◆ Objective
From the listing below, tally the lines that include "with". Return only the total.

Interface markup and scripts
:::
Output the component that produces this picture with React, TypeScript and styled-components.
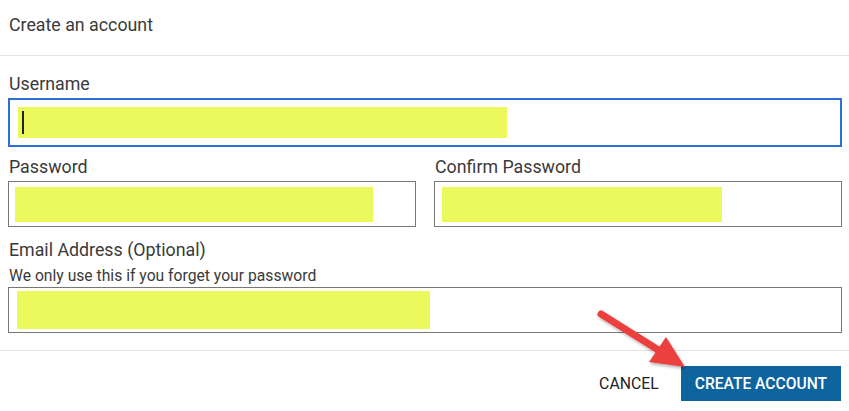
import styled, { createGlobalStyle } from 'styled-components';

const GlobalStyle = createGlobalStyle`
  html, body {
    margin: 0;
    padding: 0;
    background: #fff;
  }
  body {
    font-family: Roboto, 'Liberation Sans', Arial, sans-serif;
    color: #3a3a3a;
  }
`;

const StyledDialog = styled.div`
  position: relative;
  width: 849px;
  height: 411px;
  background: #fff;
  overflow: hidden;
`;

const StyledHeader = styled.div`
  height: 56px;
  display: flex;
  align-items: center;
  padding: 0 9px 6px;
  box-sizing: border-box;
  border-bottom: 1px solid #e2e2e2;
  font-size: 17.8px;
  color: #3a3a3a;
`;

const StyledBody = styled.div`
  padding: 18px 7px 17px 8px;
  display: flex;
  flex-direction: column;
  gap: 10px;
  border-bottom: 1px solid #e2e2e2;
`;

const StyledRow = styled.div`
  display: grid;
  grid-template-columns: 1fr 1fr;
  column-gap: 18px;
`;

const StyledField = styled.div<{ $offset?: number }>`
  display: flex;
  flex-direction: column;
  margin-top: ${(p) => p.$offset ?? 0}px;
`;

const StyledLabel = styled.label<{ $tight?: boolean }>`
  font-size: 17.8px;
  line-height: 20px;
  color: #3a3a3a;
  padding-left: 1px;
  margin-bottom: ${(p) => (p.$tight ? 0 : 4)}px;
`;

const StyledHint = styled.div`
  font-size: 15.7px;
  line-height: 18px;
  color: #3a3a3a;
  padding-left: 1px;
  margin: 7px 0 2px;
`;

const StyledInputBox = styled.div<{ $focused?: boolean; $pad: number }>`
  box-sizing: border-box;
  height: ${(p) => (p.$focused ? '49px' : '46px')};
  border: ${(p) => (p.$focused ? '2px solid #2f6ed6' : '1px solid #777')};
  background: #fff;
  display: flex;
  align-items: center;
  padding-left: ${(p) => p.$pad}px;
`;

const StyledRedact = styled.div<{ $w: number; $h: number }>`
  width: ${(p) => p.$w}px;
  height: ${(p) => p.$h}px;
  background: #ecf95c;
  display: flex;
  align-items: center;
  padding-left: 4px;
  box-sizing: border-box;
`;

const StyledCaret = styled.span`
  width: 2px;
  height: 23px;
  background: #222;
`;

const StyledFooter = styled.div`
  display: flex;
  justify-content: flex-end;
  align-items: center;
  gap: 10px;
  padding: 15px 8px 0 0;
`;

const StyledCancel = styled.button`
  border: none;
  background: none;
  font-family: Roboto, 'Liberation Sans', Arial, sans-serif;
  font-size: 15.8px;
  color: #222;
  padding: 0 12px;
  height: 35px;
`;

const StyledPrimary = styled.button`
  border: none;
  background: #0e649d;
  color: #fff;
  font-family: Roboto, 'Liberation Sans', Arial, sans-serif;
  font-size: 15.6px;
  font-weight: 500;
  height: 35px;
  padding: 0 14px;
`;

const StyledArrow = styled.svg`
  position: absolute;
  left: 0;
  top: 0;
  pointer-events: none;
`;

function App() {
  return (
    <StyledDialog>
      <GlobalStyle />
      <StyledHeader>Create an account</StyledHeader>
      <StyledBody>
        <StyledField>
          <StyledLabel>Username</StyledLabel>
          <StyledInputBox $focused $pad={8}>
            <StyledRedact $w={489} $h={31}>
              <StyledCaret />
            </StyledRedact>
          </StyledInputBox>
        </StyledField>
        <StyledRow>
          <StyledField>
            <StyledLabel>Password</StyledLabel>
            <StyledInputBox $pad={6}>
              <StyledRedact $w={358} $h={35} />
            </StyledInputBox>
          </StyledField>
          <StyledField>
            <StyledLabel>Confirm Password</StyledLabel>
            <StyledInputBox $pad={7}>
              <StyledRedact $w={280} $h={35} />
            </StyledInputBox>
          </StyledField>
        </StyledRow>
        <StyledField $offset={3}>
          <StyledLabel $tight>Email Address (Optional)</StyledLabel>
          <StyledHint>We only use this if you forget your password</StyledHint>
          <StyledInputBox $pad={8}>
            <StyledRedact $w={413} $h={38} />
          </StyledInputBox>
        </StyledField>
      </StyledBody>
      <StyledFooter>
        <StyledCancel>CANCEL</StyledCancel>
        <StyledPrimary>CREATE ACCOUNT</StyledPrimary>
      </StyledFooter>
      <StyledArrow width="849" height="411" viewBox="0 0 849 411">
        <defs>
          <filter id="shadow" x="-20%" y="-20%" width="140%" height="140%">
            <feDropShadow dx="1" dy="2" stdDeviation="1.5" floodColor="#000" floodOpacity="0.3" />
          </filter>
        </defs>
        <g filter="url(#shadow)">
          <line x1="601" y1="314" x2="660" y2="351" stroke="#eb3f3d" strokeWidth="7" strokeLinecap="round" />
          <polygon points="685,367 649,362 666,337" fill="#eb3f3d" />
        </g>
      </StyledArrow>
    </StyledDialog>
  );
}

export default App;
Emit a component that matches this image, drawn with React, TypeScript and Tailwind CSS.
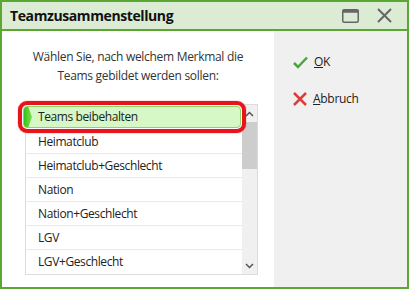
import React from "react";

const items = [
  "Teams beibehalten",
  "Heimatclub",
  "Heimatclub+Geschlecht",
  "Nation",
  "Nation+Geschlecht",
  "LGV",
  "LGV+Geschlecht",
];

export default function App() {
  return (
    <div
      className="w-[409px] h-[289px] border-2 border-[#5aa832] flex flex-col bg-white overflow-hidden"
      style={{ fontFamily: '"Open Sans", sans-serif' }}
    >
      {/* Title bar */}
      <div className="h-[27px] shrink-0 bg-[#dcebd4] border-b-2 border-[#5aa832] flex items-center pl-2 pr-2 box-content">
        <div className="text-[14px] font-bold text-[#111] flex-1 leading-none tracking-[-0.4px]">Teamzusammenstellung</div>
        <svg width="17" height="14" viewBox="0 0 17 14" className="mr-[18px]">
          <rect x="0.75" y="0.75" width="15.5" height="12.5" rx="1.5" fill="none" stroke="#666" strokeWidth="1.5" />
          <rect x="0.75" y="0.75" width="15.5" height="3" fill="#666" />
        </svg>
        <svg width="15" height="15" viewBox="0 0 15 15" className="mr-[7px]">
          <path d="M1 1 L14 14 M14 1 L1 14" stroke="#666" strokeWidth="2" />
        </svg>
      </div>

      <div className="flex flex-1">
        {/* Left panel */}
        <div className="w-[272px] bg-white flex flex-col items-center">
          <div className="text-[12px] text-[#333] text-center leading-[19px] mt-[16px] tracking-[-0.3px]">
            Wählen Sie, nach welchem Merkmal die
            <br />
            Teams gebildet werden sollen:
          </div>
          <div className="mt-[19px] self-start ml-[23px] w-[233px] h-[171px] border border-[#dcdcdc] flex relative">
            <div className="flex-1 flex flex-col">
              {items.map((t, i) => (
                <div
                  key={t}
                  className={
                    i === 0
                      ? "h-[24px] shrink-0 flex items-center pl-[12px] text-[12px] tracking-[-0.4px] text-[#222]"
                      : "h-[24px] shrink-0 flex items-center pl-[12px] text-[12px] tracking-[-0.4px] text-[#222] border-t border-[#ebebeb]"
                  }
                >
                  {i === 0 ? "" : t}
                </div>
              ))}
            </div>
            {/* Scrollbar */}
            <div className="w-[15px] bg-[#f0f0f0] flex flex-col items-center">
              <div className="h-[17px] flex items-center justify-center">
                <svg width="9" height="6" viewBox="0 0 9 6">
                  <path d="M1 5 L4.5 1.5 L8 5" fill="none" stroke="#555" strokeWidth="1.5" />
                </svg>
              </div>
              <div className="w-full h-[47px] bg-[#cdcdcd]" />
              <div className="flex-1" />
              <div className="h-[17px] flex items-center justify-center">
                <svg width="9" height="6" viewBox="0 0 9 6">
                  <path d="M1 1 L4.5 4.5 L8 1" fill="none" stroke="#555" strokeWidth="1.5" />
                </svg>
              </div>
            </div>
            {/* Selected row highlight */}
            <div className="absolute left-[-8px] top-[-4px] w-[228px] h-[32px] rounded-[9px] border-[4px] border-[#e8141c] p-[1px] shadow-[0_0_1px_#b00]">
              <div className="w-full h-full rounded-[4px] bg-[#d6f7c6] border border-[#8fd46a] flex items-center relative overflow-hidden">
                <div className="absolute left-0 top-0 h-full w-[8px] bg-gradient-to-r from-[#2fc40a] to-[#7ee04f] [clip-path:polygon(0_0,55%_0,100%_50%,55%_100%,0_100%)]" />
                <span className="pl-[14px] text-[12px] tracking-[-0.4px] text-[#222]">Teams beibehalten</span>
              </div>
            </div>
          </div>
        </div>

        {/* Right panel */}
        <div className="flex-1 bg-[#f0f0f0] flex flex-col pl-[19px] pt-[22px] gap-[19px]">
          <div className="flex items-center gap-[6px] text-[12px] tracking-[-0.3px] text-[#222]">
            <svg width="15" height="13" viewBox="0 0 15 13">
              <path d="M1 7 L5 11 L14 1.5" fill="none" stroke="#4aa63a" strokeWidth="2.5" />
            </svg>
            <span>
              <span className="underline">O</span>K
            </span>
          </div>
          <div className="flex items-center gap-[6px] text-[12px] tracking-[-0.3px] text-[#222]">
            <svg width="14" height="14" viewBox="0 0 14 14">
              <path d="M1 1 L13 13 M13 1 L1 13" stroke="#e03c3c" strokeWidth="2.5" />
            </svg>
            <span>
              <span className="underline">A</span>bbruch
            </span>
          </div>
        </div>
      </div>
    </div>
  );
}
:::
◆ Complete output
2